**TASK OBJECTIVE**
All of the data that follows should be retyped exactly, please, except the pictures.

**GIVEN DATA**

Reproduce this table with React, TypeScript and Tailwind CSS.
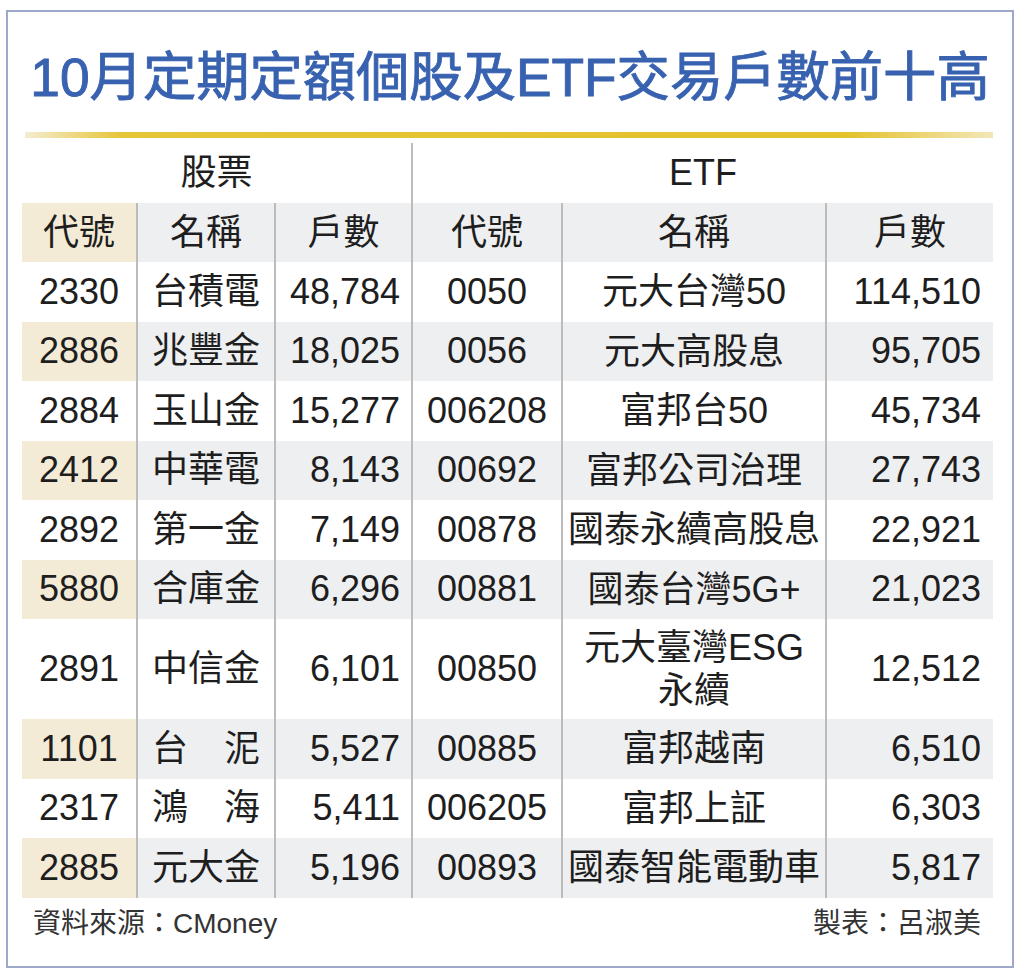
import React from "react";

type Row = {
  code: string;
  name: string;
  count: string;
  etfCode: string;
  etfName: string[];
  etfCount: string;
  shaded: boolean;
  tall?: boolean;
};

const ROWS: Row[] = [
  { code: "2330", name: "台積電", count: "48,784", etfCode: "0050", etfName: ["元大台灣50"], etfCount: "114,510", shaded: false },
  { code: "2886", name: "兆豐金", count: "18,025", etfCode: "0056", etfName: ["元大高股息"], etfCount: "95,705", shaded: true },
  { code: "2884", name: "玉山金", count: "15,277", etfCode: "006208", etfName: ["富邦台50"], etfCount: "45,734", shaded: false },
  { code: "2412", name: "中華電", count: "8,143", etfCode: "00692", etfName: ["富邦公司治理"], etfCount: "27,743", shaded: true },
  { code: "2892", name: "第一金", count: "7,149", etfCode: "00878", etfName: ["國泰永續高股息"], etfCount: "22,921", shaded: false },
  { code: "5880", name: "合庫金", count: "6,296", etfCode: "00881", etfName: ["國泰台灣5G+"], etfCount: "21,023", shaded: true },
  { code: "2891", name: "中信金", count: "6,101", etfCode: "00850", etfName: ["元大臺灣ESG", "永續"], etfCount: "12,512", shaded: false, tall: true },
  { code: "1101", name: "台　泥", count: "5,527", etfCode: "00885", etfName: ["富邦越南"], etfCount: "6,510", shaded: true },
  { code: "2317", name: "鴻　海", count: "5,411", etfCode: "006205", etfName: ["富邦上証"], etfCount: "6,303", shaded: false },
  { code: "2885", name: "元大金", count: "5,196", etfCode: "00893", etfName: ["國泰智能電動車"], etfCount: "5,817", shaded: true },
];

const FONT = "font-['Liberation_Sans','Noto_Sans_CJK_TC',sans-serif]";
const LINE = "border-l-2 border-[#bcbcbc]";

function Cells({ row }: { row: Row }) {
  const h = row.tall ? "h-[100px]" : "h-[59.5px]";
  const beige = row.shaded ? "bg-[#f4ebd6]" : "";
  const gray = row.shaded ? "bg-[#eeeff1]" : "";
  return (
    <>
      <div className={`${h} ${beige} flex items-center justify-center`}>{row.code}</div>
      <div className={`${h} ${gray} ${LINE} flex items-center justify-center`}>{row.name}</div>
      <div className={`${h} ${gray} ${LINE} flex items-center justify-end pr-[11px]`}>{row.count}</div>
      <div className={`${h} ${gray} ${LINE} flex items-center justify-center`}>{row.etfCode}</div>
      <div className={`${h} ${gray} ${LINE} flex flex-col items-center justify-center leading-[43px]`}>
        {row.etfName.map((n) => (
          <span key={n}>{n}</span>
        ))}
      </div>
      <div className={`${h} ${gray} ${LINE} flex items-center justify-end pr-[12px]`}>{row.etfCount}</div>
    </>
  );
}

export default function App() {
  return (
    <div className={`w-[1024px] h-[971px] bg-white pt-[10px] pl-[6px] ${FONT}`}>
      <div className="w-[1008px] h-[958px] border-2 border-[#9ea9c9] flex flex-col">
        {/* title */}
        <h1 className="mt-[34px] h-[64px] flex items-center justify-center text-[53.3px] font-normal leading-none text-[#3862b0] [-webkit-text-stroke:0.9px_#3862b0]">
          10月定期定額個股及ETF交易戶數前十高
        </h1>

        {/* gold rule */}
        <div className="mt-[22px] ml-[17px] w-[968px] h-[6px] bg-[linear-gradient(to_right,#f4ecd0_0%,#e6c536_10%,#e4c22c_85%,#f3e7b8_100%)]" />

        {/* table */}
        <div className="mt-[5px] ml-[14px] w-[971px] text-[36px] text-[#1e1e1e] grid grid-cols-[114px_138px_137px_150px_264px_168px]">
          <div className="col-span-3 h-[60px] flex items-center justify-center">股票</div>
          <div className={`col-span-3 h-[60px] ${LINE} flex items-center justify-center`}>ETF</div>

          <div className="h-[59px] bg-[#f4ebd6] flex items-center justify-center">代號</div>
          <div className={`h-[59px] bg-[#eeeff1] ${LINE} flex items-center justify-center`}>名稱</div>
          <div className={`h-[59px] bg-[#eeeff1] ${LINE} flex items-center justify-center`}>戶數</div>
          <div className={`h-[59px] bg-[#eeeff1] ${LINE} flex items-center justify-center`}>代號</div>
          <div className={`h-[59px] bg-[#eeeff1] ${LINE} flex items-center justify-center`}>名稱</div>
          <div className={`h-[59px] bg-[#eeeff1] ${LINE} flex items-center justify-center`}>戶數</div>

          {ROWS.map((r) => (
            <Cells key={r.code} row={r} />
          ))}
        </div>

        {/* footer */}
        <div className="mt-[9px] pl-[25px] pr-[31px] flex items-center justify-between text-[28px] text-[#333] h-[34px]">
          <span>資料來源：CMoney</span>
          <span>製表：呂淑美</span>
        </div>
      </div>
    </div>
  );
}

**EXERCISE RESULT**
Reproduce this table with React, TypeScript and Tailwind CSS.
import React from "react";

type Row = {
  code: string;
  name: string;
  count: string;
  etfCode: string;
  etfName: string[];
  etfCount: string;
  shaded: boolean;
  tall?: boolean;
};

const ROWS: Row[] = [
  { code: "2330", name: "台積電", count: "48,784", etfCode: "0050", etfName: ["元大台灣50"], etfCount: "114,510", shaded: false },
  { code: "2886", name: "兆豐金", count: "18,025", etfCode: "0056", etfName: ["元大高股息"], etfCount: "95,705", shaded: true },
  { code: "2884", name: "玉山金", count: "15,277", etfCode: "006208", etfName: ["富邦台50"], etfCount: "45,734", shaded: false },
  { code: "2412", name: "中華電", count: "8,143", etfCode: "00692", etfName: ["富邦公司治理"], etfCount: "27,743", shaded: true },
  { code: "2892", name: "第一金", count: "7,149", etfCode: "00878", etfName: ["國泰永續高股息"], etfCount: "22,921", shaded: false },
  { code: "5880", name: "合庫金", count: "6,296", etfCode: "00881", etfName: ["國泰台灣5G+"], etfCount: "21,023", shaded: true },
  { code: "2891", name: "中信金", count: "6,101", etfCode: "00850", etfName: ["元大臺灣ESG", "永續"], etfCount: "12,512", shaded: false, tall: true },
  { code: "1101", name: "台　泥", count: "5,527", etfCode: "00885", etfName: ["富邦越南"], etfCount: "6,510", shaded: true },
  { code: "2317", name: "鴻　海", count: "5,411", etfCode: "006205", etfName: ["富邦上証"], etfCount: "6,303", shaded: false },
  { code: "2885", name: "元大金", count: "5,196", etfCode: "00893", etfName: ["國泰智能電動車"], etfCount: "5,817", shaded: true },
];

const FONT = "font-['Liberation_Sans','Noto_Sans_CJK_TC',sans-serif]";
const LINE = "border-l-2 border-[#bcbcbc]";

function Cells({ row }: { row: Row }) {
  const h = row.tall ? "h-[100px]" : "h-[59.5px]";
  const beige = row.shaded ? "bg-[#f4ebd6]" : "";
  const gray = row.shaded ? "bg-[#eeeff1]" : "";
  return (
    <>
      <div className={`${h} ${beige} flex items-center justify-center`}>{row.code}</div>
      <div className={`${h} ${gray} ${LINE} flex items-center justify-center`}>{row.name}</div>
      <div className={`${h} ${gray} ${LINE} flex items-center justify-end pr-[11px]`}>{row.count}</div>
      <div className={`${h} ${gray} ${LINE} flex items-center justify-center`}>{row.etfCode}</div>
      <div className={`${h} ${gray} ${LINE} flex flex-col items-center justify-center leading-[43px]`}>
        {row.etfName.map((n) => (
          <span key={n}>{n}</span>
        ))}
      </div>
      <div className={`${h} ${gray} ${LINE} flex items-center justify-end pr-[12px]`}>{row.etfCount}</div>
    </>
  );
}

export default function App() {
  return (
    <div className={`w-[1024px] h-[971px] bg-white pt-[10px] pl-[6px] ${FONT}`}>
      <div className="w-[1008px] h-[958px] border-2 border-[#9ea9c9] flex flex-col">
        {/* title */}
        <h1 className="mt-[34px] h-[64px] flex items-center justify-center text-[53.3px] font-normal leading-none text-[#3862b0] [-webkit-text-stroke:0.9px_#3862b0]">
          10月定期定額個股及ETF交易戶數前十高
        </h1>

        {/* gold rule */}
        <div className="mt-[22px] ml-[17px] w-[968px] h-[6px] bg-[linear-gradient(to_right,#f4ecd0_0%,#e6c536_10%,#e4c22c_85%,#f3e7b8_100%)]" />

        {/* table */}
        <div className="mt-[5px] ml-[14px] w-[971px] text-[36px] text-[#1e1e1e] grid grid-cols-[114px_138px_137px_150px_264px_168px]">
          <div className="col-span-3 h-[60px] flex items-center justify-center">股票</div>
          <div className={`col-span-3 h-[60px] ${LINE} flex items-center justify-center`}>ETF</div>

          <div className="h-[59px] bg-[#f4ebd6] flex items-center justify-center">代號</div>
          <div className={`h-[59px] bg-[#eeeff1] ${LINE} flex items-center justify-center`}>名稱</div>
          <div className={`h-[59px] bg-[#eeeff1] ${LINE} flex items-center justify-center`}>戶數</div>
          <div className={`h-[59px] bg-[#eeeff1] ${LINE} flex items-center justify-center`}>代號</div>
          <div className={`h-[59px] bg-[#eeeff1] ${LINE} flex items-center justify-center`}>名稱</div>
          <div className={`h-[59px] bg-[#eeeff1] ${LINE} flex items-center justify-center`}>戶數</div>

          {ROWS.map((r) => (
            <Cells key={r.code} row={r} />
          ))}
        </div>

        {/* footer */}
        <div className="mt-[9px] pl-[25px] pr-[31px] flex items-center justify-between text-[28px] text-[#333] h-[34px]">
          <span>資料來源：CMoney</span>
          <span>製表：呂淑美</span>
        </div>
      </div>
    </div>
  );
}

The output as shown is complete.